Int. 8-Meter Starling Burgess
At the shores of Lake Constance in Germany you will find Martin Yachts, which to my mind ranks with the world’s best boatyards. Sepp Martin sets the standard for quality and precision, a standard rarely matched by others. The latest yacht to be launched is the Int. 8-Metre Starling Burgess. A 1937 design which had not been built previously. She was built for a repeat client of the yard who wanted a new 8-Metre to an old original pre-1940 design.
Juliane Hempel lofted the boat and that is a mindboggling story in itself: You see, she didn’t just loft the boat, she lofted each individual plank and frame, right down to the bevel and, the nightmare of lofting the holes that needed to be drilled for the rivets in the planks and the frames ! That included the steel frames and the wooden frames (she’s composite to Lloyd’s 1937 Rules) as well as the hollow on the inside of the planks to follow the curve of the frames.

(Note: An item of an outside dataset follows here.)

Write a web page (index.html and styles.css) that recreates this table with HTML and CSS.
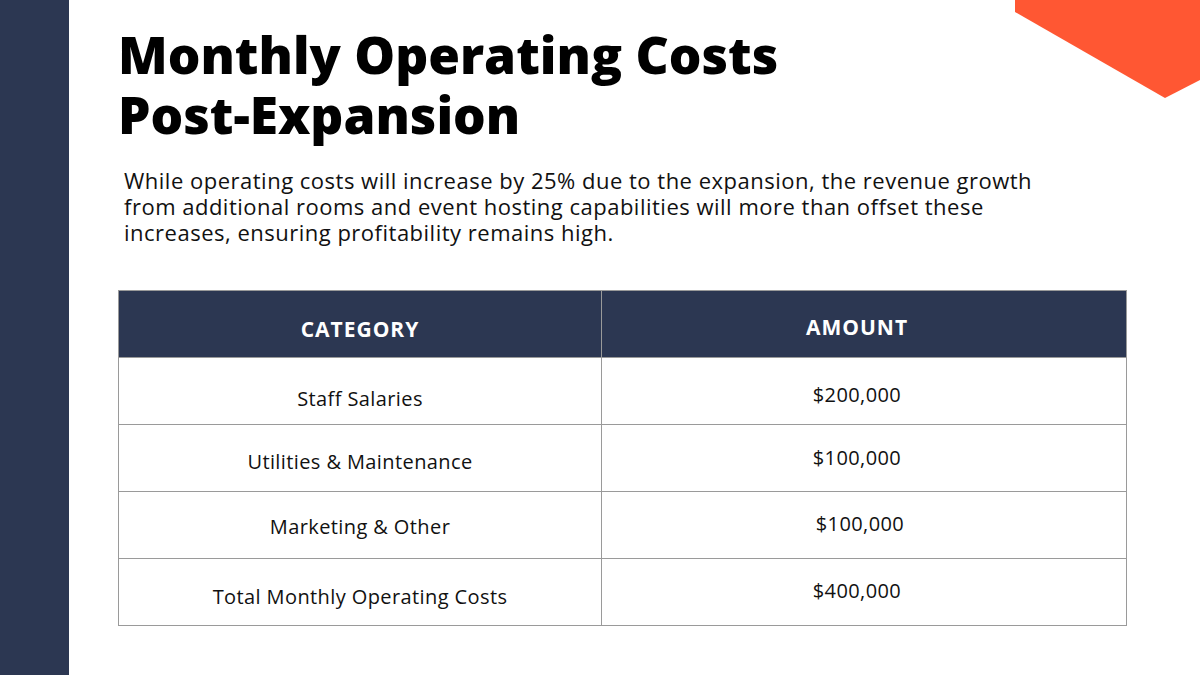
FILE: index.html
```html
<!DOCTYPE html>
<html>
<head>
<meta charset="utf-8">
<link rel="stylesheet" href="styles.css">
</head>
<body>
<div class="slide">
  <aside class="sidebar"></aside>
  <main class="content">
    <h1 class="title">Monthly Operating Costs<br>Post-Expansion</h1>
    <p class="lead">While operating costs will increase by 25% due to the expansion, the revenue growth from additional rooms and event hosting capabilities will more than offset these increases, ensuring profitability remains high.</p>
    <table class="costs">
      <thead>
        <tr class="rh"><th class="c-cat">CATEGORY</th><th class="c-amt">AMOUNT</th></tr>
      </thead>
      <tbody>
        <tr class="r1"><td class="c-cat">Staff Salaries</td><td class="c-amt">$200,000</td></tr>
        <tr class="r2"><td class="c-cat">Utilities &amp; Maintenance</td><td class="c-amt">$100,000</td></tr>
        <tr class="r3"><td class="c-cat">Marketing &amp; Other</td><td class="c-amt">$100,000</td></tr>
        <tr class="r4"><td class="c-cat">Total Monthly Operating Costs</td><td class="c-amt">$400,000</td></tr>
      </tbody>
    </table>
  </main>
  <svg class="corner" width="185" height="100" viewBox="0 0 185 100"><polygon points="0,0 185,0 185,80 150,98 0,12" fill="#ff5733"/></svg>
</div>
</body>
</html>
```
FILE: styles.css
```css
* { box-sizing: border-box; }
html, body { margin: 0; padding: 0; }
body { background: #fff; font-family: "Open Sans", "DejaVu Sans", sans-serif; color: #000; }
.slide { position: relative; width: 1200px; height: 675px; display: flex; overflow: hidden; background: #fff; }
.sidebar { width: 69px; flex: none; background: #2c3752; }
.content { flex: 1; padding: 24px 0 0 49px; }
.title { margin: 0; font-size: 51.4px; line-height: 60px; font-weight: 800; letter-spacing: 0; color: #000; }
.lead { margin: 23px 0 0 6px; width: 940px; font-size: 22px; line-height: 26px; letter-spacing: 0.5px; color: #111; }
.costs { margin-top: 45px; width: 1009px; border-collapse: collapse; table-layout: fixed; }
.costs th, .costs td { border: 1px solid #9a9a9a; text-align: center; padding: 0; }
.costs .c-cat { width: 483px; }
.costs .c-amt { padding-right: 14px; }
.costs th { background: #2c3752; color: #fff; font-weight: 700; font-size: 21px; letter-spacing: 1px; height: 67px; }
.costs th.c-amt { border-left-color: #222a3d; }
.costs td { height: 67px; font-size: 20px; letter-spacing: 0.4px; color: #111; }
.rh .c-cat { padding-top: 10px; }
.rh .c-amt { padding-top: 6px; }
.r1 .c-cat { padding-top: 15px; }
.r1 .c-amt { padding-top: 7px; }
.r2 .c-cat { padding-top: 7px; }
.r2 .c-amt { padding-bottom: 1px; }
.r3 .c-cat { padding-top: 3px; }
.r3 .c-amt { padding-bottom: 3px; padding-right: 8px; }
.r4 .c-cat { padding-top: 9px; }
.r4 .c-amt { padding-bottom: 3px; }
.corner { position: absolute; top: 0; right: 0; }
```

Believe it or not, the bevel of the frames matched the planks, the holes in the planks matched the holes in the frames, the boat is symmetrical within a +/- 1,5mm margin, the planks fitted as if grown together. When she was launched she was so tight that the dust in the bilge stayed dry.
An amazing beauty for which Touchwood supplied selected Sitka spruce for deckbeams, carlings and quarter sawn Douglas fir for the deck. Of course the racings spars are also built in Sitka spruce.